Like I'm gonna be assuming whoever's in the 'Megatron was a slave' camp is talking about idw1 and tfp b/c those are the only two continuities that have Megatron coming from an oppressed background in depth. If it's idw1 then how could anyone miss the obvious communism reference in Megatron Origin? (Guaranteed it's a loose, twisted, villifying, Western-lensed, not-very-good reference, but point is that it's OBVIOUS and unmistakably RECOGNIZABLE.) Workers' revolt ring a bell? It's the first issue in the collection volumes so even if people run out of patience without finishing anything they should have been able to at least get through that before, y'know, making unfounded claims about canon. And the stuff I'm talking about should've been evident in the first chapter. Were the miners upset because they were forced to work in the mines? No, they were upset because the government was closing the mines and laying them off and replacing them with automation; they were upset because soon there would be no mines left for them to work and then they would starve.
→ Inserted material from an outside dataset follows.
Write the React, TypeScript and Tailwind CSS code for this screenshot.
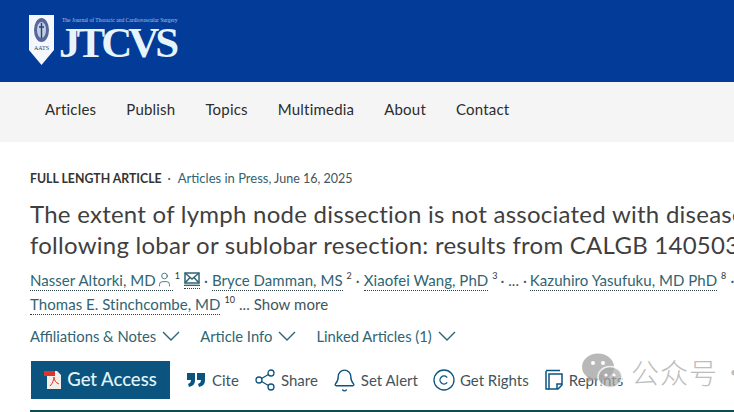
import { User, Share2, Bell, Copyright } from "lucide-react";

const navItems = ["Articles", "Publish", "Topics", "Multimedia", "About", "Contact"];

function Shield() {
  return (
    <svg width="25" height="50" viewBox="0 0 25 50" className="shrink-0">
      <path d="M0 0H25V35L12.5 50L0 35Z" fill="#f4f7fb" />
      <ellipse cx="12.5" cy="15" rx="7.5" ry="12" fill="#56689a" />
      <ellipse cx="12.5" cy="15" rx="4.5" ry="8" fill="#c3cde2" />
      <path d="M12.5 8V23M10 12H15" stroke="#27407f" strokeWidth="1.4" fill="none" />
      <text x="12.5" y="35" textAnchor="middle" fontSize="6" fill="#2b3a66" fontFamily="Liberation Serif">
        AATS
      </text>
    </svg>
  );
}

function Sup({ children }: { children: React.ReactNode }) {
  return <sup className="ml-[4px] text-[9px] text-[#333]">{children}</sup>;
}

function Author({ name, sup }: { name: string; sup?: string }) {
  return (
    <>
      <span className="border-b border-dotted border-[#2a3f45] leading-[20px] text-[#2f6473]">{name}</span>
      {sup && <Sup>{sup}</Sup>}
    </>
  );
}

function Dropdown({ label }: { label: string }) {
  return (
    <span className="flex items-center gap-[6px]">
      {label}
      <svg width="18" height="10" viewBox="0 0 18 10" fill="none" stroke="#2f6473" strokeWidth="1.4">
        <path d="M1 1L9 9L17 1" />
      </svg>
    </span>
  );
}

function Action({ icon, label }: { icon: React.ReactNode; label: string }) {
  return (
    <span className="flex items-center gap-[6px] text-[15px] text-[#44545a]">
      {icon}
      {label}
    </span>
  );
}

export default function App() {
  return (
    <div className="relative h-[412px] w-[734px] overflow-hidden bg-white font-['Lato','Noto_Sans',sans-serif]">
      <header className="flex h-[82px] items-start gap-[3px] bg-[#023c98] pl-[29px] pt-[15px]">
        <Shield />
        <div className="flex flex-col font-['Liberation_Serif',serif]">
          <span className="ml-[5px] text-[5.5px] leading-[10px] text-[#a9c3ea]">
            The Journal of Thoracic and Cardiovascular Surgery
          </span>
          <span className="ml-[2px] mt-[3px] text-[43px] font-bold leading-[30px] tracking-[-4px] text-[#e6f5fb]">
            JTCVS
          </span>
        </div>
      </header>

      <nav className="flex h-[60px] items-center gap-[30px] bg-[#f5f5f5] pb-[6px] pl-[45px] text-[15px] tracking-[0.2px] text-[#2c2c2c]">
        {navItems.map((item) => (
          <span key={item}>{item}</span>
        ))}
      </nav>

      <main className="whitespace-nowrap pl-[30px] pt-[27px]">
        <p className="text-[12.5px] leading-[18px] text-[#44545a]">
          <span className="text-[12.3px] font-bold text-[#333]">FULL LENGTH ARTICLE</span>
          <span className="ml-[6px] mr-[7px]">·</span>
          <span className="text-[13px] text-[#2f6473]">Articles in Press</span>, June 16, 2025
        </p>

        <h1 className="mt-[10px] text-[24px] leading-[31px] tracking-[0.25px] text-[#3f3f3f]">
          The extent of lymph node dissection is not associated with disease-free survival
          <br />
          following lobar or sublobar resection: results from CALGB 140503
        </h1>

        <div className="mt-[8px] text-[15px] tracking-[0.05px] text-[#44545a]">
          <div className="flex h-[24px] items-center">
            <span className="flex items-center border-b border-dotted border-[#2a3f45] leading-[20px] text-[#2f6473]">
              Nasser Altorki, MD
              <User size={17} strokeWidth={1.2} />
            </span>
            <sup className="ml-[2px] text-[9px] text-[#333]">1</sup>
            <span className="ml-[4px] border-b border-dotted border-[#2a3f45] pb-[2px]">
              <svg width="16" height="14" viewBox="0 0 16 14" fill="none" stroke="#2f6473" strokeWidth="1.5">
                <rect x="1" y="1" width="14" height="10" />
                <path d="M1 1L8 7L15 1M1 11L6 5.5M15 11L10 5.5" />
                <path d="M0 13.4H16" />
              </svg>
            </span>
            <span className="mx-[4px]">·</span>
            <Author name="Bryce Damman, MS" sup="2" />
            <span className="mx-[4px]">·</span>
            <Author name="Xiaofei Wang, PhD" sup="3" />
            <span className="mx-[3px]">· ... ·</span>
            <Author name="Kazuhiro Yasufuku, MD PhD" sup="8" />
            <span className="ml-[4px]">·</span>
          </div>
          <div className="flex h-[24px] items-center">
            <Author name="Thomas E. Stinchcombe, MD" sup="10" />
            <span className="ml-[4px]">... Show more</span>
          </div>
        </div>

        <div className="mt-[9px] flex items-center gap-[20px] text-[14.8px] text-[#2f6473]">
          <Dropdown label="Affiliations & Notes" />
          <Dropdown label="Article Info" />
          <Dropdown label="Linked Articles (1)" />
        </div>

        <div className="mt-[14px] flex items-center gap-[16px]">
          <button className="ml-[1px] flex h-[38px] w-[139px] items-center justify-center gap-[5px] bg-[#0b5480] text-[18.5px] font-medium text-[#e3f4f8]">
            <svg width="18" height="20" viewBox="0 0 18 20">
              <path d="M3 1H13L17 5V19H3Z" fill="#f2eeea" />
              <rect x="0" y="1" width="11" height="5" fill="#d8352c" />
              <path d="M6 16C9 13 10 9 10 7C10 10 12 13 15 14" stroke="#d8352c" strokeWidth="1" fill="none" />
            </svg>
            Get Access
          </button>
          <Action
            icon={
              <svg width="20" height="18" viewBox="0 0 20 18" fill="#0b5480">
                <path d="M1 2H9V9C9 13 7 15 3 16L2 13C4 12 5 11 5 9H1Z" />
                <path d="M11 2H19V9C19 13 17 15 13 16L12 13C14 12 15 11 15 9H11Z" />
              </svg>
            }
            label="Cite"
          />
          <Action icon={<Share2 size={24} strokeWidth={1.3} className="-mx-[2px] text-[#0b5480]" />} label="Share" />
          <Action icon={<Bell size={25} strokeWidth={1.3} className="-mx-[2px] text-[#0b5480]" />} label="Set Alert" />
          <Action icon={<Copyright size={24} strokeWidth={1.3} className="-mx-[2px] text-[#0b5480]" />} label="Get Rights" />
          <Action
            icon={
              <svg width="18" height="22" viewBox="0 0 18 22" fill="none" stroke="#0b5480" strokeWidth="1.5">
                <path d="M1 2V20H4M1 1.5H15" />
                <path d="M4 5H17V16L13 20H4Z" />
                <path d="M12 20V15H17" />
              </svg>
            }
            label="Reprints"
          />
        </div>
      </main>

      <div className="absolute bottom-0 left-[30px] right-0 h-[2px] bg-[#0f4a56]" />

      {/* wechat watermark */}
      <div className="absolute left-[582px] top-[353px] flex items-center gap-[9px] whitespace-nowrap text-[#bdbdbd]">
        <svg width="40" height="36" viewBox="0 0 40 36" className="shrink-0">
          <ellipse cx="16" cy="14" rx="16" ry="13.5" fill="#a0a0a0" fillOpacity="0.75" />
          <path d="M6 23L5 30L12 26Z" fill="#a0a0a0" fillOpacity="0.75" />
          <ellipse cx="28" cy="24" rx="12" ry="10.5" fill="#a8a8a8" fillOpacity="0.7" stroke="#fff" strokeOpacity="0.8" strokeWidth="1.5" />
          <circle cx="11" cy="10" r="2" fill="#fff" />
          <circle cx="21" cy="10" r="2" fill="#fff" />
          <circle cx="24" cy="22" r="1.6" fill="#fff" />
          <circle cx="32" cy="22" r="1.6" fill="#fff" />
        </svg>
        <span className="mt-[2px] text-[28px] font-light leading-none tracking-[1px] font-['Noto_Sans_CJK_SC',sans-serif]">
          公众号<span className="ml-[2px]">·</span>
        </span>
      </div>
    </div>
  );
}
'Slavery is forced labour' yeah but uh that's only one facet of it. Forced labour because of livelihood: 'I have to work here b/c it's the only job that's available to me and I have no means of obtaining the skills/licence/opportunity for a different job or bettering my circumstances, if I quit I'll have no income/food/shelter and starve out on the streets' is fundamentally different from forced labour due to state institution of ownership over people: 'I have to work here because I am the private property of the facility owner and am forbidden by law to leave or quit.'
Does anyone like, not see the difference between the two scenarios? Only the latter would be slavery since it has the defining characteristics of 1. legalization of the ownership of people and 2. restriction of liberty. In concurrence. The first scenario's just describing what every fucking exploited worker/peasant/wage-earning lowclass commoner in the world looks like, it's called proletarianism. It's a completely different class category in a completely different social structure that's in no way interchangeable or confusable with slavery unless you want to say that communist revolutions were done by slaves and every wage worker in the industrial revolution was a slave. why not go back further while at it and serfdom can be slavery feudalism is slavery indentureship corvee conscription are all slavery lmao way to rewrite history.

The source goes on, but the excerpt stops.